Section XIX:                 Arms and ammunition

Sections XX and XXI:  Miscellaneous manufactured articles, such as furniture, lighting fittings, prefabricated buildings, sports requisites, works of art, collectors’ pieces and antiques 

Box XIII.1

Further information on the HS structure and the classification scheme

Classification scheme. The HS classification scheme is determined by the requirement that the HS should enable customs officers to classify goods presented to them by referring mainly to characteristics that are either directly observable or that can be established by the use of scientific instruments.  Therefore, many of the HS sections, chapters and headings are defined in terms of the goods’ natural origin or material of production.  However, natural origin or material of production is not always what gives goods their essential character.  In some cases, goods are normally classified by industry or by main use.  For example, the sections:

  • “Live animals; animal products” (Section I), “Vegetable      products” (Section II) and “Mineral products” (Section V) are defined by natural origin or material of production; while
  • “Products of the chemical or allied industries” (Section VI) and “Vehicles, aircraft, vessels and associated transport equipment” (Section XVII) are defined by industry or by main use. 

Order of goods. As a general rule, goods are arranged in order of their degree of manufacture: raw materials first, followed by unworked products, semi-finished products and finished products. For example, live animals fall in Chapter 1; animal hides and skins, in Chapter 41; and leather footwear, in Chapter 64. Although a higher-level category may be defined mainly by one criterion, its subdivision into lower-level categories can be defined by other(s).  For example:

  • Leather and articles of leather belong in Section VIII but, irrespective of having the same animal origin, they are classified in different chapters to reflect different stages of production (leather in Chapter 41; articles of leather in Chapter 42);
  • Heading 62.06 (“Women’s or girls’ blouses, shirts and shirt-blouses”) is divided into five subheadings according to the material from which they are made (of silk or silk waste, 6206.10; of wool or fine animal hair, 6206.20; of cotton, 6206.30; of man-made fibres, 6206.40; of other textile materials, 6206.90). 

Two categories of subheadings.

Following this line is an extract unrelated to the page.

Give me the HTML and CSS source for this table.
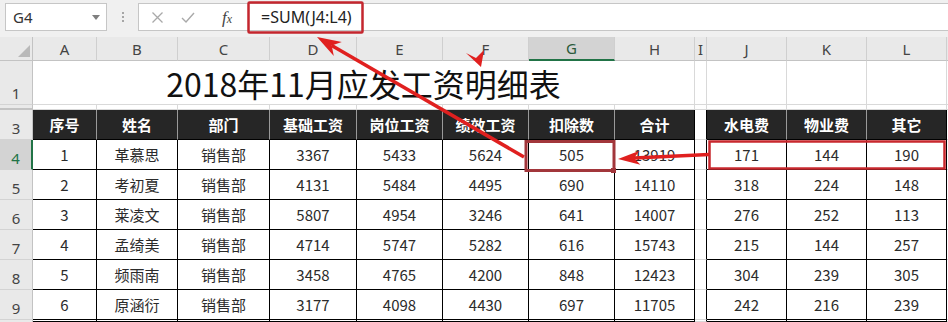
FILE: index.html
```html
<!DOCTYPE html>
<html lang="zh-CN">
<head>
<meta charset="utf-8">
<title>2018年11月应发工资明细表</title>
<link rel="stylesheet" href="styles.css">
</head>
<body>
<div class="toolbar">
  <div class="namebox"><span>G4</span><span class="dd"></span></div>
  <div class="grip"><i></i><i></i><i></i></div>
  <div class="fbar">
    <svg class="ico-x" width="13" height="13" viewBox="0 0 13 13"><path d="M1.5 1.5 L11.5 11.5 M11.5 1.5 L1.5 11.5" stroke="#a9a9a9" stroke-width="1.3" fill="none"/></svg>
    <svg class="ico-ok" width="14" height="11" viewBox="0 0 14 11"><path d="M1 6 L5 10 L13 1" stroke="#a9a9a9" stroke-width="1.4" fill="none"/></svg>
    <span class="fx">f<span class="fxx">x</span></span>
    <span class="formula">=SUM(J4:L4)</span>
  </div>
</div>

<div class="sheet">
  <!-- column headers -->
  <div class="corner"><svg width="14" height="14" viewBox="0 0 14 14"><polygon points="13,1 13,13 1,13" fill="#b9b9b9"/></svg></div>
  <div class="ch">A</div><div class="ch">B</div><div class="ch">C</div><div class="ch">D</div>
  <div class="ch">E</div><div class="ch">F</div><div class="ch sel">G</div><div class="ch">H</div>
  <div class="ch">I</div><div class="ch">J</div><div class="ch">K</div><div class="ch">L</div><div class="ch end"></div>

  <!-- row 1 -->
  <div class="rh">1</div>
  <div class="c title">2018年11月应发工资明细表</div>
  <div class="c"></div><div class="c"></div><div class="c"></div><div class="c"></div><div class="c end"></div>

  <!-- row 2 (hidden) -->
  <div class="rh hid"></div>
  <div class="c"></div><div class="c"></div><div class="c"></div><div class="c"></div><div class="c"></div><div class="c"></div>
  <div class="c"></div><div class="c"></div><div class="c"></div><div class="c"></div><div class="c"></div><div class="c"></div><div class="c end"></div>

  <!-- row 3 -->
  <div class="rh">3</div>
  <div class="th">序号</div><div class="th">姓名</div><div class="th">部门</div><div class="th">基础工资</div>
  <div class="th">岗位工资</div><div class="th">绩效工资</div><div class="th">扣除数</div><div class="th last">合计</div>
  <div class="c gap"></div>
  <div class="th">水电费</div><div class="th">物业费</div><div class="th last">其它</div><div class="c end"></div>

  <!-- row 4 -->
  <div class="rh sel">4</div>
  <div class="td">1</div><div class="td">革慕思</div><div class="td">销售部</div><div class="td">3367</div>
  <div class="td">5433</div><div class="td">5624</div><div class="td">505</div><div class="td">13919</div>
  <div class="c gap"></div>
  <div class="td">171</div><div class="td">144</div><div class="td">190</div><div class="c end"></div>

  <!-- row 5 -->
  <div class="rh">5</div>
  <div class="td">2</div><div class="td">考初夏</div><div class="td">销售部</div><div class="td">4131</div>
  <div class="td">5484</div><div class="td">4495</div><div class="td">690</div><div class="td">14110</div>
  <div class="c gap"></div>
  <div class="td">318</div><div class="td">224</div><div class="td">148</div><div class="c end"></div>

  <!-- row 6 -->
  <div class="rh">6</div>
  <div class="td">3</div><div class="td">莱凌文</div><div class="td">销售部</div><div class="td">5807</div>
  <div class="td">4954</div><div class="td">3246</div><div class="td">641</div><div class="td">14007</div>
  <div class="c gap"></div>
  <div class="td">276</div><div class="td">252</div><div class="td">113</div><div class="c end"></div>

  <!-- row 7 -->
  <div class="rh">7</div>
  <div class="td">4</div><div class="td">孟绮美</div><div class="td">销售部</div><div class="td">4714</div>
  <div class="td">5747</div><div class="td">5282</div><div class="td">616</div><div class="td">15743</div>
  <div class="c gap"></div>
  <div class="td">215</div><div class="td">144</div><div class="td">257</div><div class="c end"></div>

  <!-- row 8 -->
  <div class="rh">8</div>
  <div class="td">5</div><div class="td">频雨南</div><div class="td">销售部</div><div class="td">3458</div>
  <div class="td">4765</div><div class="td">4200</div><div class="td">848</div><div class="td">12423</div>
  <div class="c gap"></div>
  <div class="td">304</div><div class="td">239</div><div class="td">305</div><div class="c end"></div>

  <!-- row 9 -->
  <div class="rh">9</div>
  <div class="td">6</div><div class="td">原涵衍</div><div class="td">销售部</div><div class="td">3177</div>
  <div class="td">4098</div><div class="td">4430</div><div class="td">697</div><div class="td">11705</div>
  <div class="c gap"></div>
  <div class="td">242</div><div class="td">216</div><div class="td">239</div><div class="c end"></div>

  <!-- row 10 (only its top edge is visible) -->
  <div class="rh"></div>
  <div class="td"></div><div class="td"></div><div class="td"></div><div class="td"></div>
  <div class="td"></div><div class="td"></div><div class="td"></div><div class="td"></div>
  <div class="c gap"></div>
  <div class="td"></div><div class="td"></div><div class="td"></div><div class="c end"></div>
</div>

<svg class="overlay" width="948" height="322" viewBox="0 0 948 322">
  <rect x="248.5" y="2.5" width="114" height="30" rx="1" fill="none" stroke="#c4262e" stroke-width="2.5"/>
  <rect x="526" y="141.5" width="88" height="29" fill="none" stroke="#a2363b" stroke-width="3"/>
  <rect x="611" y="168" width="5" height="5" fill="#a2363b"/>
  <rect x="709.5" y="141.5" width="235" height="27" fill="none" stroke="#c8282e" stroke-width="2.5"/>
  <path d="M524 157 L331.7 45.5" stroke="#e0201f" stroke-width="3.5" fill="none"/>
  <polygon points="317,37 341.8,42.1 331.7,45.5 333.8,55.9" fill="#e0201f"/>
  <polygon points="481,67 466,53 476,58 484,50" fill="#e0201f"/>
  <path d="M709 154.5 L634 158.1" stroke="#e0201f" stroke-width="3.5" fill="none"/>
  <polygon points="618,159 639.6,150.8 634,158.1 640.4,164.8" fill="#e0201f"/>
</svg>
</body>
</html>
```

FILE: styles.css
```css
* {
  box-sizing: border-box;
  margin: 0;
  padding: 0;
}

html, body {
  width: 948px;
  height: 322px;
  overflow: hidden;
  background: #ffffff;
}

body {
  position: relative;
  font-family: "Noto Sans CJK SC", "Noto Sans", sans-serif;
}

/* ---------- formula bar ---------- */
.toolbar {
  height: 37px;
  background: #f0f0f0;
  display: flex;
  align-items: flex-start;
  padding-top: 3px;
}

.namebox {
  margin-left: 5px;
  width: 102px;
  height: 28px;
  background: #fff;
  border: 1px solid #c6c6c6;
  display: flex;
  align-items: center;
  justify-content: space-between;
  padding: 0 6px 0 7px;
  font-family: "Noto Sans", sans-serif;
  font-size: 15px;
  color: #333;
}

.dd {
  width: 0;
  height: 0;
  border-left: 4px solid transparent;
  border-right: 4px solid transparent;
  border-top: 5px solid #7f7f7f;
}

.grip {
  width: 31px;
  height: 28px;
  display: flex;
  flex-direction: column;
  align-items: center;
  justify-content: center;
  gap: 2px;
}

.grip i {
  width: 2px;
  height: 2px;
  background: #a6a6a6;
}

.fbar {
  flex: 1;
  height: 28px;
  background: #fff;
  border: 1px solid #c6c6c6;
  border-right: none;
  display: flex;
  align-items: center;
  padding-left: 12px;
}

.ico-ok {
  margin-left: 17px;
}

.fx {
  margin-left: 27px;
  font-family: "Liberation Serif", serif;
  font-style: italic;
  font-size: 17px;
  color: #444;
  line-height: 1;
}

.fxx {
  font-size: 12px;
}

.formula {
  margin-left: 29px;
  font-family: "Noto Sans", sans-serif;
  font-size: 16px;
  color: #222;
}

/* ---------- sheet grid ---------- */
.sheet {
  display: grid;
  grid-template-columns: 33px 64px 81px 92px 87px 86px 86px 86px 80px 12px 80px 80px 80px 1fr;
  grid-template-rows: 24px 44px 5px repeat(7, 30px) 2px;
  font-size: 15px;
  color: #2b2b2b;
}

.corner {
  background: #e9e9e9;
  border-right: 1px solid #c3c3c3;
  border-bottom: 1px solid #c3c3c3;
  display: flex;
  align-items: flex-end;
  justify-content: flex-end;
  padding: 0 1px 2px 0;
}

.ch {
  background: #e9e9e9;
  border-right: 1px solid #cfcfcf;
  border-bottom: 1px solid #c3c3c3;
  display: flex;
  align-items: center;
  justify-content: center;
  font-family: "Noto Sans", sans-serif;
  font-size: 15px;
  color: #444;
}

.ch.sel {
  background: #d3d3d3;
  border-bottom: 2px solid #217346;
  color: #2a5a3a;
}

.ch.end {
  border-right: none;
}

.rh {
  background: #e9e9e9;
  border-right: 1px solid #c3c3c3;
  border-bottom: 1px solid #d3d3d3;
  display: flex;
  align-items: flex-end;
  justify-content: center;
  padding-bottom: 2px;
  line-height: 18px;
  font-family: "Noto Sans", sans-serif;
  font-size: 15px;
  color: #444;
}

.rh.sel {
  background: #d3d3d3;
  border-right: 2px solid #217346;
  color: #217346;
}

.rh.hid {
  border-bottom: 2px solid #c3c3c3;
}

.c {
  border-right: 1px solid #d9d9d9;
  border-bottom: 1px solid #d9d9d9;
}

.c.end {
  border-right: none;
}

.c.gap {
  border-right: 1px solid #000;
  border-bottom: 1px solid #d9d9d9;
}

.title {
  grid-column: span 8;
  display: flex;
  align-items: center;
  justify-content: center;
  font-size: 32px;
  color: #111;
  padding-top: 1px;
}

.th {
  background: #262626;
  color: #fff;
  font-weight: 700;
  font-size: 15px;
  border-right: 1px solid #9a9a9a;
  border-bottom: 1px solid #000;
  display: flex;
  align-items: center;
  justify-content: center;
}

.th.last {
  border-right: 1px solid #000;
}

.td {
  border-right: 1px solid #000;
  border-bottom: 1px solid #000;
  display: flex;
  align-items: center;
  justify-content: center;
}

/* ---------- annotations drawn over the sheet ---------- */
.overlay {
  position: absolute;
  left: 0;
  top: 0;
  pointer-events: none;
}
```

Compilers of trade statistics should be aware that subheadings can be separated into two categories:

  • Subheadings covering goods specifically identified      as a part of the heading by indicating one or more specific attributes (e.g., “Corks and stoppers” of natural cork: 4503.10)
  • Residual subheadings covering all goods of the respective      heading not included in its other subheadings (e.g., “Other” articles of natural cork: 4503.90). 

The latter category comprises about 22 per cent of all 6-digit codes. Such subheadings may cover highly diverse goods, and their use in the coding of particular items should be undertaken with special care. Also, setting the control range for such subheadings is problematic, thus creating a data-quality issue. 

Splitting of headings into “one-dash” subheadings. Some headings are split into several “one-dash” subheadings.  Each such subheading is identified by a six-digit code, where the first four digits represent the heading’s code, and the last two digits refer to the subheading's position within the heading.  For example, heading 01.04 (“Live sheep and goats”) is split into two one-dash subheadings: 0104.10 (“Sheep”) and 0104.20 (“Goats”). 

One-dash subheadings divided into “two-dash” subheadings. The one-dash subheadings can be further divided into “two-dash” subheadings.  In such cases, one-dash subheadings are not coded; codes are assigned only to the two-dash subheadings. For example, heading 01.03 (“Live swine”), is split into two one-dash subheadings: “Pure-bred breeding animals” and "Other".  The former subheading is not further subdivided and is coded (0103.10), while the latter is split into two parts and not coded.  Rather, it is subdivided into "Other, weighing less than 50 kg" and "Other, weighing 50 kg or more", which are coded 0103.91 and 0103.92, respectively. 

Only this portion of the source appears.